Among the entries that follow, locate the line with "Generate a component" and the line with "const maskRight = ['#c4c4c4". Output those lines and all lines in between, exactly, minus the pictures.
----- RECORDS FOR THIS EXERCISE -----
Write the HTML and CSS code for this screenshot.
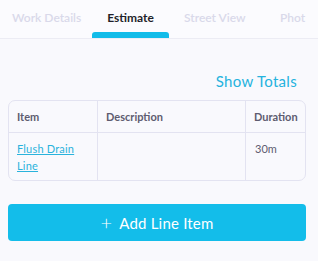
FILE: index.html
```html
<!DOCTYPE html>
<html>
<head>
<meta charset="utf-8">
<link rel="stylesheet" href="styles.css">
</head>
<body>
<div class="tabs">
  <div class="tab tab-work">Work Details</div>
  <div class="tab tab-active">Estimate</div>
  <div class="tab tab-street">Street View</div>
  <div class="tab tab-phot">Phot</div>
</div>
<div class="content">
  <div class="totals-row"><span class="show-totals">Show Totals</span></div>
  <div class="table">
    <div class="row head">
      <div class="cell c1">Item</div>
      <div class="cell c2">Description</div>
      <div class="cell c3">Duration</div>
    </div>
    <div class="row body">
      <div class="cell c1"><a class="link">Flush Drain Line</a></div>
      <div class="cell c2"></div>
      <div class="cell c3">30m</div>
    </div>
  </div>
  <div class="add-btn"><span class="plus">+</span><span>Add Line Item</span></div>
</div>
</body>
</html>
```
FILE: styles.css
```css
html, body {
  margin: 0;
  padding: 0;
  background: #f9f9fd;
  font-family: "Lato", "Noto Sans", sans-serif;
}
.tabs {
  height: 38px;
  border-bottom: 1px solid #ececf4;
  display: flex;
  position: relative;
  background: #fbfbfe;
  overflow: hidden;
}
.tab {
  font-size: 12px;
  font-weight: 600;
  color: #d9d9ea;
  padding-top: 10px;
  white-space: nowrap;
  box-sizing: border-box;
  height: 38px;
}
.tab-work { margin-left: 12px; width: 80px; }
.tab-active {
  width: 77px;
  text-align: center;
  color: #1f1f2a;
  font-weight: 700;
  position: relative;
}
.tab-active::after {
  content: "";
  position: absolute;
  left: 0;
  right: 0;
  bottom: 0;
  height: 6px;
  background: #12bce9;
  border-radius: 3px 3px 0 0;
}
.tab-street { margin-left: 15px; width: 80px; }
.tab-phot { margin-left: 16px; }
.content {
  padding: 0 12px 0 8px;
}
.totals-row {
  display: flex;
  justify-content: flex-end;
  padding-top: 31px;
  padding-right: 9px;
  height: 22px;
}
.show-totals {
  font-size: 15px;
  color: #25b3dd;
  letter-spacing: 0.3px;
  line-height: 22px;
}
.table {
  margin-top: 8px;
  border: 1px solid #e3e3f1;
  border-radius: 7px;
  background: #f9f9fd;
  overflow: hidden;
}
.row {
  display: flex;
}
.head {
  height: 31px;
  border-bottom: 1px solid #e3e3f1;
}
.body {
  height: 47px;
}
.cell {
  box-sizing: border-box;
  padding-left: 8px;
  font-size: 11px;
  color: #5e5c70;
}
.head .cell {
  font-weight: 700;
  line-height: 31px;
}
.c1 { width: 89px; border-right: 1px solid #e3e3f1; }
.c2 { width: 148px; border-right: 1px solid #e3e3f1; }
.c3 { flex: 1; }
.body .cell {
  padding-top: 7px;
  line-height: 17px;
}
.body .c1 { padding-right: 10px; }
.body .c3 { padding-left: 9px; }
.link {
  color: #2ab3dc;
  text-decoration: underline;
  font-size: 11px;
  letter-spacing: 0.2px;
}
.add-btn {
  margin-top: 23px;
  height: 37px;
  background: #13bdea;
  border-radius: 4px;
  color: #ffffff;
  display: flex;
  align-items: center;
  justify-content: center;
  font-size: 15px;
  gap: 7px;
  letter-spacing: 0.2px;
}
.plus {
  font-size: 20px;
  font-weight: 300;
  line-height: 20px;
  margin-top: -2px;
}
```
-----
----- RECORDS FOR THIS EXERCISE -----
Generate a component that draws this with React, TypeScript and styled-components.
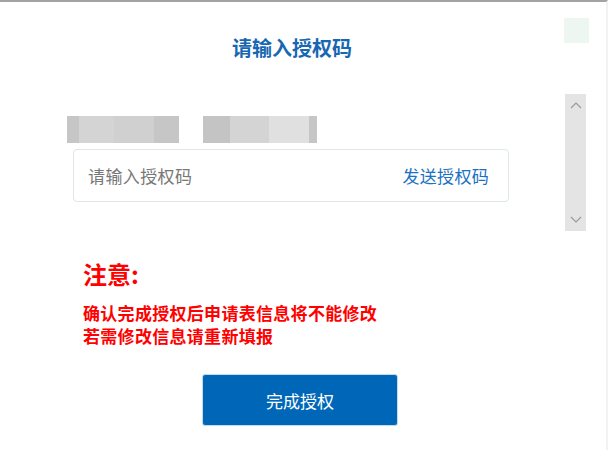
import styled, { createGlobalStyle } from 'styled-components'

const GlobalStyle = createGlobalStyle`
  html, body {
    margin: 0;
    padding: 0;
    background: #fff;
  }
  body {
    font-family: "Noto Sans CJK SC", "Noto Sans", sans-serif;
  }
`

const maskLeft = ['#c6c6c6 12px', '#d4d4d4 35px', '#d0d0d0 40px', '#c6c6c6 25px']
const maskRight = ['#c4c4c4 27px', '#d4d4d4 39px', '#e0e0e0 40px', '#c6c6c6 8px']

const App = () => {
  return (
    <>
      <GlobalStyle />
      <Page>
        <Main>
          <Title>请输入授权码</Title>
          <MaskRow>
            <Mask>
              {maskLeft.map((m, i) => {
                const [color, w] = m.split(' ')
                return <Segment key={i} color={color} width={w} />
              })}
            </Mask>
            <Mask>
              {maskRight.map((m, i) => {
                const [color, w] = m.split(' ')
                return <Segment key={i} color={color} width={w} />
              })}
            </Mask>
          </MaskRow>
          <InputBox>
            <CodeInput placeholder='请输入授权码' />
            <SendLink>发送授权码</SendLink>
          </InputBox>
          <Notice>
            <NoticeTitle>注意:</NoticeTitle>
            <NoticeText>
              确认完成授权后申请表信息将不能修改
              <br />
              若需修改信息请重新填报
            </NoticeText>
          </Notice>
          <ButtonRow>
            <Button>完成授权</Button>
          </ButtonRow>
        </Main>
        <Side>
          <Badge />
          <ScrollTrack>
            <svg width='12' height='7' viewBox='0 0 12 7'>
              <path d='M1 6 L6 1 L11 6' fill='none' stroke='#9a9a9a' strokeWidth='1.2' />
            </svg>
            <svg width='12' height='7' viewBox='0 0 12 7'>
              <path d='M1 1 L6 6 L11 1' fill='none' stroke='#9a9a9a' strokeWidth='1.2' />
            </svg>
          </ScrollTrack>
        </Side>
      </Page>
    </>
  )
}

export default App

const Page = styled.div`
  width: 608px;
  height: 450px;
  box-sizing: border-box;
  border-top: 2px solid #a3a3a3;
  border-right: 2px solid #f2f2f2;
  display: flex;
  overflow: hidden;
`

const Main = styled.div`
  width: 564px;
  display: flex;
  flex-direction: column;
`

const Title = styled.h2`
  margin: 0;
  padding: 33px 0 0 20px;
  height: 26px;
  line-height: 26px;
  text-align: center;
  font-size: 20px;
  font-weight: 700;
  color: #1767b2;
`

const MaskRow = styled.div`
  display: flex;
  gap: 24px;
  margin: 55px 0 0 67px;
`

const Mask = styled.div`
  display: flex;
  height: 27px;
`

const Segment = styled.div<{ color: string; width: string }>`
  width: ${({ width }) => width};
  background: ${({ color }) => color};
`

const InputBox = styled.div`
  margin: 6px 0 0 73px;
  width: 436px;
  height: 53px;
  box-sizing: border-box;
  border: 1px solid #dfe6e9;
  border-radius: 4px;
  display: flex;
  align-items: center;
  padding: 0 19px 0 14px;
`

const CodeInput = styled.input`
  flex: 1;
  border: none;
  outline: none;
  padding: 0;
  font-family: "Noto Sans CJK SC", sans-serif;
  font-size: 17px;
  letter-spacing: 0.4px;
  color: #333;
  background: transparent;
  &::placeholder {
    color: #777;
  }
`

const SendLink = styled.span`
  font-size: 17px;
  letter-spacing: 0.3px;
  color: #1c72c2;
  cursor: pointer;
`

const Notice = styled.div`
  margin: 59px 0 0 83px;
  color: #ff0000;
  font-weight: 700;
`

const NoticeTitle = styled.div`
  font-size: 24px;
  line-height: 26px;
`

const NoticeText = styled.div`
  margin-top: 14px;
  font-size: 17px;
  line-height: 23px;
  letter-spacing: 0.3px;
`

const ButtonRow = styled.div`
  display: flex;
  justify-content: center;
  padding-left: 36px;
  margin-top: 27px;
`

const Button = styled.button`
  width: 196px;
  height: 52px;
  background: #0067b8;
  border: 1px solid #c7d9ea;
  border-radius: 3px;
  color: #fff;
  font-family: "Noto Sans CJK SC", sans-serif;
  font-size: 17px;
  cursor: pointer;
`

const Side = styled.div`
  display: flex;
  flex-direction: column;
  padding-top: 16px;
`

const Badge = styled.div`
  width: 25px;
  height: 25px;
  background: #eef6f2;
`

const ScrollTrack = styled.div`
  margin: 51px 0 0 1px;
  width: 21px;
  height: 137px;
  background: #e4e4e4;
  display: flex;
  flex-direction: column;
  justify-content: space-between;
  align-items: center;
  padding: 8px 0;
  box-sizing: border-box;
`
-----
OUTPUT BELOW:
Generate a component that draws this with React, TypeScript and styled-components.
import styled, { createGlobalStyle } from 'styled-components'

const GlobalStyle = createGlobalStyle`
  html, body {
    margin: 0;
    padding: 0;
    background: #fff;
  }
  body {
    font-family: "Noto Sans CJK SC", "Noto Sans", sans-serif;
  }
`

const maskLeft = ['#c6c6c6 12px', '#d4d4d4 35px', '#d0d0d0 40px', '#c6c6c6 25px']
const maskRight = ['#c4c4c4 27px', '#d4d4d4 39px', '#e0e0e0 40px', '#c6c6c6 8px']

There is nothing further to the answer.